In February of 2021, Nigerian authorities outlawed all crypto transactions, a move that was nevertheless mitigated by way of peer-to-peer trading; the country had traded USD 2.4 B worth of crypto as of May 2021 and became second to the United States in BTC exchange in 6 months later.
“The new initiative [a crypto-targeted digital city] could mean a good thing for the country but I am somewhat skeptical about the Nigerian government because projects like this often end up nowhere. If they were [actually] serious, the government would double down on crypto, since Nigeria is now the third largest country in terms of volume of traded digital currencies,” says Eche Emole.
Eche, who is the Founder and CEO of Nigerian-born Afropolitan—a crypto and Web3-focused startup building a digital nation for Africans and diaspora Africans—feels that while the principles around the initiative are appreciable, the execution on the part of the government is historically doubtable.
In April, the Central Bank of Nigeria (CBN) imposed a fine of over USD 1.8 M (NGN 800 M) on a trio of Deposit Money Banks—Access, Stanbic IBTC, and UBA—for violating standing regulations preventing customers from crypto transactions.
Prohibiting crypto use is not the only way the Nigerian government has raised a cloud of uncertainty in general tech. In June 2021, the authorities de-platformed Twitter after the microblogging platform deleted an overly controversial presidential tweet by Major-General Muhammadu Buhari (retd.).
The suspension, which lasted for 7 months, was lifted in January 2022 after “successful negotiations with Twitter”, but the damage was already evident. While the ban cost the Nigerian economy USD 250,600 every hour, the 222-day stretch reportedly devalued it by over USD 1.2 B, per NetBlocks’ estimates.
A May 2022 report published under the auspices of the Secretaries-General of the United Nations and the Organization for Economic Cooperation and Development, with support from the African Development Bank (AfDB) stated that Nigeria’s crypto ban, in conjunction with the Twitter suspension, crippled foreign direct investments into the country’s fintech industry.

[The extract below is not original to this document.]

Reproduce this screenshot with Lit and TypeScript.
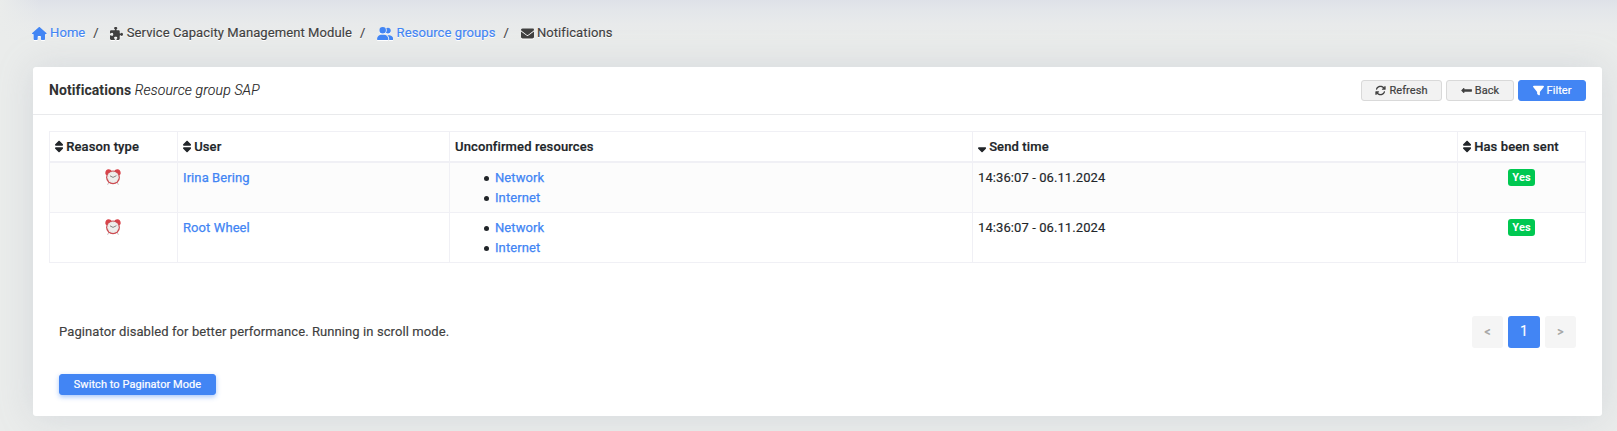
import { LitElement, html, css, svg, nothing } from "lit";
import { customElement, property } from "lit/decorators.js";
import { classMap } from "lit/directives/class-map.js";

const ICONS: Record<string, { w: number; d: string }> = {
  home: { w: 576, d: "M575.8 255.5c0 18-15 32.1-32 32.1h-32l.7 160.2c0 2.7-.2 5.4-.5 8.1V472c0 22.1-17.9 40-40 40H456c-1.1 0-2.2 0-3.3-.1c-1.4 .1-2.8 .1-4.2 .1H416 392c-22.1 0-40-17.9-40-40V448 384c0-17.7-14.3-32-32-32H256c-17.7 0-32 14.3-32 32v64 24c0 22.1-17.9 40-40 40H160 128.1c-1.5 0-3-.1-4.5-.2c-1.2 .1-2.4 .2-3.6 .2H104c-22.1 0-40-17.9-40-40V360c0-.9 0-1.9 .1-2.8V287.6H32c-18 0-32-14-32-32.1c0-9 3-17 10-24L266.4 8c7-7 15-8 22-8s15 2 21 7L564.8 231.5c8 7 12 15 11 24z" },
  puzzle: { w: 512, d: "M192 104.8c0-9.2-5.8-17.3-13.2-22.8C167.2 73.3 160 61.3 160 48c0-26.5 28.7-48 64-48s64 21.5 64 48c0 13.3-7.2 25.3-18.8 34c-7.4 5.5-13.2 13.6-13.2 22.8c0 12.8 10.4 23.2 23.2 23.2H336c26.5 0 48 21.5 48 48v56.8c0 12.8 10.4 23.2 23.2 23.2c9.2 0 17.3-5.8 22.8-13.2c8.7-11.6 20.7-18.8 34-18.8c26.5 0 48 28.7 48 64s-21.5 64-48 64c-13.3 0-25.3-7.2-34-18.8c-5.5-7.4-13.6-13.2-22.8-13.2c-12.8 0-23.2 10.4-23.2 23.2V464c0 26.5-21.5 48-48 48H279.2c-12.8 0-23.2-10.4-23.2-23.2c0-9.2 5.8-17.3 13.2-22.8c11.6-8.7 18.8-20.7 18.8-34c0-26.5-28.7-48-64-48s-64 21.5-64 48c0 13.3 7.2 25.3 18.8 34c7.4 5.5 13.2 13.6 13.2 22.8c0 12.8-10.4 23.2-23.2 23.2H48c-26.5 0-48-21.5-48-48V343.2C0 330.4 10.4 320 23.2 320c9.2 0 17.3 5.8 22.8 13.2C54.7 344.8 66.7 352 80 352c26.5 0 48-28.7 48-64s-21.5-64-48-64c-13.3 0-25.3 7.2-34 18.8C40.5 250.2 32.4 256 23.2 256C10.4 256 0 245.6 0 232.8V176c0-26.5 21.5-48 48-48H168.8c12.8 0 23.2-10.4 23.2-23.2z" },
  users: { w: 640, d: "M96 128a128 128 0 1 1 256 0A128 128 0 1 1 96 128zM0 482.3C0 383.8 79.8 304 178.3 304h91.4C368.2 304 448 383.8 448 482.3c0 16.4-13.3 29.7-29.7 29.7H29.7C13.3 512 0 498.7 0 482.3zM609.3 512H471.4c5.4-9.4 8.6-20.3 8.6-32v-8c0-60.7-27.1-115.2-69.8-151.8c2.4-.1 4.7-.2 7.1-.2h61.4C567.8 320 640 392.2 640 481.3c0 17-13.8 30.7-30.7 30.7zM432 256c-31 0-59-12.6-79.3-32.9C372.4 196.5 384 163.6 384 128c0-26.8-6.6-52.1-18.3-74.3C384.3 40.1 407.2 32 432 32c61.9 0 112 50.1 112 112s-50.1 112-112 112z" },
  envelope: { w: 512, d: "M48 64C21.5 64 0 85.5 0 112c0 15.1 7.1 29.3 19.2 38.4L236.8 313.6c11.4 8.5 27 8.5 38.4 0L492.8 150.4c12.1-9.1 19.2-23.3 19.2-38.4c0-26.5-21.5-48-48-48H48zM0 176V384c0 35.3 28.7 64 64 64H448c35.3 0 64-28.7 64-64V176L294.4 339.2c-22.8 17.1-54 17.1-76.8 0L0 176z" },
  refresh: { w: 512, d: "M105.1 202.6c7.7-21.8 20.2-42.3 37.8-59.8c62.5-62.5 163.8-62.5 226.3 0L386.3 160H352c-17.7 0-32 14.3-32 32s14.3 32 32 32H463.5c0 0 0 0 0 0h.4c17.7 0 32-14.3 32-32V80c0-17.7-14.3-32-32-32s-32 14.3-32 32v35.2L414.4 97.6c-87.5-87.5-229.3-87.5-316.8 0C73.2 122 55.6 150.7 44.8 181.4c-5.9 16.7 2.9 34.9 19.5 40.8s34.9-2.9 40.8-19.5zM39 289.3c-5 1.5-9.8 4.2-13.7 8.2c-4 4-6.7 8.8-8.1 14c-.3 1.2-.6 2.5-.8 3.8c-.3 1.7-.4 3.4-.4 5.1V432c0 17.7 14.3 32 32 32s32-14.3 32-32V396.9l17.6 17.5 0 0c87.5 87.4 229.3 87.4 316.7 0c24.4-24.4 42.1-53.1 52.9-83.7c5.9-16.7-2.9-34.9-19.5-40.8s-34.9 2.9-40.8 19.5c-7.7 21.8-20.2 42.3-37.8 59.8c-62.5 62.5-163.8 62.5-226.3 0l-.1-.1L125.6 352H160c17.7 0 32-14.3 32-32s-14.3-32-32-32H48.4c-1.6 0-3.2 .1-4.8 .3s-3.1 .5-4.6 1z" },
  back: { w: 512, d: "M160 310H490c10 0 18-8 18-18v-72c0-10-8-18-18-18H160v-42c0-21-26-32-41-17L17 239c-9 9-9 25 0 34l102 96c15 15 41 4 41-17z" },
  filter: { w: 512, d: "M3.9 54.9C10.5 40.9 24.5 32 40 32H472c15.5 0 29.5 8.9 36.1 22.9s4.6 30.5-5.2 42.5L320 320.9V448c0 12.1-6.8 23.2-17.7 28.6s-23.8 4.3-33.5-3l-64-48c-8.1-6-12.8-15.5-12.8-25.6V320.9L9 97.3C-.7 85.4-2.8 68.8 3.9 54.9z" },
  sort: { w: 320, d: "M137.4 41.4c12.5-12.5 32.8-12.5 45.3 0l128 128c9.2 9.2 11.9 22.9 6.9 34.9s-16.6 19.8-29.6 19.8H32c-12.9 0-24.6-7.8-29.6-19.8s-2.2-25.7 6.9-34.9l128-128zm0 429.3l-128-128c-9.2-9.2-11.9-22.9-6.9-34.9s16.6-19.8 29.6-19.8H288c12.9 0 24.6 7.8 29.6 19.8s2.2 25.7-6.9 34.9l-128 128c-12.5 12.5-32.8 12.5-45.3 0z" },
  sortDown: { w: 320, d: "M137.4 470.7l-128-128c-9.2-9.2-11.9-22.9-6.9-34.9s16.6-19.8 29.6-19.8H288c12.9 0 24.6 7.8 29.6 19.8s2.2 25.7-6.9 34.9l-128 128c-12.5 12.5-32.8 12.5-45.3 0z" },
};

@customElement("fa-icon")
class FaIcon extends LitElement {
  static styles = css`
    :host { display: inline-flex; flex: none; }
    svg { display: block; height: 1em; fill: currentColor; }
  `;
  @property() name = "home";
  render() {
    const icon = ICONS[this.name];
    return html`<svg viewBox="0 0 ${icon.w} 512">${svg`<path d=${icon.d}></path>`}</svg>`;
  }
}

@customElement("alarm-clock")
class AlarmClock extends LitElement {
  static styles = css`
    :host { display: inline-flex; }
    svg { display: block; width: 16px; height: 16px; }
  `;
  render() {
    return html`<svg viewBox="0 0 16 16">
      <path d="M3.6 13.8 2.6 15.8M12.4 13.8l1 2" stroke="#c4c0c0" stroke-width="1"></path>
      <path d="M.4 4.800C-.1 2.300 1.500.2 3.700.3c1.400 0 2.400.8 2.800 1.800L2 6C1.100 6 .6 5.600.4 4.800zM15.600 4.800c.5-2.500-1.100-4.600-3.300-4.500-1.400 0-2.400.8-2.800 1.800L14 6c.9 0 1.400-.4 1.600-1.200z" fill="#d8434a"></path>
      <circle cx="8" cy="8.400" r="6.900" fill="#cb4b51"></circle>
      <circle cx="8" cy="8.300" r="5.700" fill="#efeeec"></circle>
      <circle cx="8" cy="8.300" r="4.800" fill="none" stroke="#c4c1bf" stroke-width=".6" stroke-dasharray=".5 2.010"></circle>
      <path d="M5 6.800 8 8.400l3.400-1.700" fill="none" stroke="#6a6563" stroke-width=".8"></path>
    </svg>`;
  }
}

interface Crumb { icon: string; label: string; link?: boolean }
const CRUMBS: Crumb[] = [
  { icon: "home", label: "Home", link: true },
  { icon: "puzzle", label: "Service Capacity Management Module" },
  { icon: "users", label: "Resource groups", link: true },
  { icon: "envelope", label: "Notifications" },
];
const COLUMNS = [
  { label: "Reason type", icon: "sort" },
  { label: "User", icon: "sort" },
  { label: "Unconfirmed resources", icon: "" },
  { label: "Send time", icon: "sortDown" },
  { label: "Has been sent", icon: "sort" },
];
const ROWS = [
  { user: "Irina Bering", resources: ["Network", "Internet"], time: "14:36:07 - 06.11.2024", sent: "Yes" },
  { user: "Root Wheel", resources: ["Network", "Internet"], time: "14:36:07 - 06.11.2024", sent: "Yes" },
];

@customElement("app-root")
class AppRoot extends LitElement {
  static styles = css`
    :host {
      display: block;
      box-sizing: border-box;
      height: 431px;
      padding: 23px 15px 0 33px;
      overflow: hidden;
      font: 400 13px/20px Roboto, "Liberation Sans", sans-serif;
      letter-spacing: 0.09px;
      -webkit-text-stroke: 0.15px;
      color: #404040;
      background:
        linear-gradient(to right, #eaeceb 0, rgba(234, 236, 235, 0) 40px) 0 0 / 100% 40px no-repeat,
        linear-gradient(#dee1e8 0, #e3e6ea 9px, #e8eaeb 24px, #eaeceb 40px);
    }
    a { color: #4285f4; text-decoration: none; cursor: pointer; }
    .crumbs { display: flex; height: 20px; margin-left: -1px; text-shadow: 0 1px 0 #fff; }
    .crumbs fa-icon { filter: drop-shadow(0 1px 0 #fff); }
    .crumb { display: flex; align-items: center; gap: 3.4px; white-space: nowrap; }
    .crumb.link { color: #4285f4; }
    .slash { width: 17px; padding-left: 8px; }
    .card {
      margin-top: 24px;
      height: 349px;
      border-radius: 3px;
      background: #fff;
      box-shadow: 0 0 35px rgba(154, 161, 180, 0.27);
    }
    .head {
      display: flex;
      align-items: center;
      justify-content: space-between;
      box-sizing: border-box;
      height: 48px;
      padding: 0 16px;
      border-bottom: 1px solid #e9eaec;
    }
    .title { font-size: 14px; color: #333; padding-bottom: 1px; -webkit-text-stroke: 0; }
    .title b { font-weight: 700; letter-spacing: 0.08px; }
    .title i { font-weight: 300; letter-spacing: 0.15px; color: #222; -webkit-text-stroke: 0.15px; }
    .actions { display: flex; gap: 4px; }
    .btn {
      display: flex;
      align-items: center;
      justify-content: center;
      gap: 3px;
      box-sizing: border-box;
      width: 68px;
      height: 21px;
      border: 1px solid #d9d9d9;
      border-radius: 3px;
      background: #f2f2f2;
      color: #404040;
      font: 400 11px/19px Roboto, sans-serif;
      letter-spacing: 0.06px;
      -webkit-text-stroke: 0.2px;
    }
    .btn.wide { width: 81px; }
    .btn.primary { background: #4285f4; border-color: #4285f4; color: #fff; }
    .body { padding: 16px; }
    table {
      width: 1537px;
      table-layout: fixed;
      border-collapse: separate;
      border-spacing: 0;
      border: solid #f0f0f5;
      border-width: 1px 0 0 1px;
      color: #212529;
    }
    th, td { box-sizing: border-box; padding: 0 5px; border: solid #f0f0f5; border-width: 0 1px 1px 0; text-align: left; }
    th { height: 31px; border-bottom-width: 2px; font-weight: 500; letter-spacing: 0.12px; -webkit-text-stroke: 0.2px; }
    .label { display: flex; align-items: center; gap: 3px; }
    td { height: 50px; padding-top: 5px; vertical-align: top; }
    tbody tr:nth-child(odd) td { background: #fcfcfc; }
    .c1, .c5 { width: 128px; }
    .c2 { width: 272px; }
    .c3 { width: 523px; }
    .c4 { width: 485px; }
    td.mid { text-align: center; }
    td.mid alarm-clock { margin: 1px 2px 0 0; vertical-align: top; }
    td a { -webkit-text-stroke: 0.25px; }
    ul { margin: 0; padding-left: 28.7px; list-style: none; }
    li { display: flex; align-items: center; gap: 6.3px; }
    li::before { content: ""; width: 5px; height: 5px; border-radius: 50%; background: #212529; }
    .badge {
      display: inline-block;
      vertical-align: top;
      margin-top: 1px;
      padding: 0 4.5px;
      height: 17px;
      border-radius: 3px;
      background: #00c851;
      color: #fff;
      font: 700 11px/18px Roboto, sans-serif;
      -webkit-text-stroke: 0;
    }
    .foot { display: flex; align-items: center; justify-content: space-between; margin: 53px 10px 0 10px; }
    .pages { display: flex; gap: 5px; }
    .page {
      width: 31px;
      height: 32px;
      border-radius: 3px;
      background: #f5f5f5;
      color: #a6a6a6;
      font-size: 12px;
      font-weight: 500;
      line-height: 32px;
      text-align: center;
    }
    .page.current { width: 32px; background: #4285f4; color: #fff; font-size: 14px; font-weight: 400; line-height: 31px; }
    .btn.switch { width: 157px; margin: 26px 0 0 10px; box-shadow: 0 2px 5px rgba(66, 133, 244, 0.45); }
  `;

  render() {
    return html`
      <nav class="crumbs">
        ${CRUMBS.map((c, i) => html`
          ${i ? html`<span class="slash">/</span>` : nothing}
          <span class=${classMap({ crumb: true, link: !!c.link })}><fa-icon name=${c.icon}></fa-icon>${c.label}</span>`)}
      </nav>
      <section class="card">
        <header class="head">
          <div class="title"><b>Notifications</b> <i>Resource group SAP</i></div>
          <div class="actions">
            <div class="btn wide"><fa-icon name="refresh"></fa-icon>Refresh</div>
            <div class="btn"><fa-icon name="back"></fa-icon>Back</div>
            <div class="btn primary"><fa-icon name="filter"></fa-icon>Filter</div>
          </div>
        </header>
        <div class="body">
          <table>
            <colgroup><col class="c1"><col class="c2"><col class="c3"><col class="c4"><col class="c5"></colgroup>
            <thead><tr>${COLUMNS.map((c) => html`<th><div class="label">${c.icon ? html`<fa-icon name=${c.icon}></fa-icon>` : nothing}${c.label}</div></th>`)}</tr></thead>
            <tbody>
              ${ROWS.map((r) => html`<tr>
                <td class="mid"><alarm-clock></alarm-clock></td>
                <td><a>${r.user}</a></td>
                <td><ul>${r.resources.map((x) => html`<li><a>${x}</a></li>`)}</ul></td>
                <td>${r.time}</td>
                <td class="mid"><span class="badge">${r.sent}</span></td>
              </tr>`)}
            </tbody>
          </table>
          <div class="foot">
            <span>Paginator disabled for better performance. Running in scroll mode.</span>
            <div class="pages"><span class="page">&lt;</span><span class="page current">1</span><span class="page">&gt;</span></div>
          </div>
          <div class="btn primary switch">Switch to Paginator Mode</div>
        </div>
      </section>`;
  }
}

The report, Africa’s Urbanization Dynamics 2022: The Economic Power of Africa’s Cities, said both prohibitions had adverse impacts on millions of young Nigerians whose livelihoods are dependent on the country’s tech sector.
As it appears, Nigeria remains unwilling to dump its pragmatic approach towards crypto regulation but is actively taking on other initiatives around digital assets; the virtual economic zone is but one of them. The country is the first in Africa to roll out a central bank digital currency (CBDC)—the eNaira, which is unarguably still struggling to find sound footing.
Cryptocurrencies matter most to Nigeria’s financial inclusion drive. With more than 40 percent of its over 200 million population without bank accounts, Nigeria is among the world’s top three unbanked economies. Crypto and crypto-native products are a way to promote financial inclusion to the last mile, in which sense creating a crypto-friendly digital city might make sense for builders.
“Crypto builders are ever on the lookout for existing governments that can provide sandboxes for deploying blockchain technology solutions. Nigeria’s population size and world-leading crypto interests make it a huge testing ground, and, if the digital city exploration works, it would attract even more blockchain-driven ventures into the market,” Eche tells WeeTracker.
Last year, FTX, a cryptocurrency derivatives exchange, moved its headquarters from Hong Kong to the Bahamas, following China’s illegalization of virtual currency-related activities and FTX’s regulatory approval to become a digital assets business in the Caribbean country.
He adds “If well-implemented, the initiative might allow the country to have a deeper reach globally. Blockchain companies not so welcomed in nations like China and the United States can set their sights on Nigeria, leading to more employment. It would also help advance Afropolitan’s cause since it would help people see the possibility and benefits of digital communities”.
It is way too early to determine whether the digital city project would actualize and yield positive results. However, Nigeria ought to look into its backlog of crypto-related needs, to develop an evenly structured cryptocurrency economy.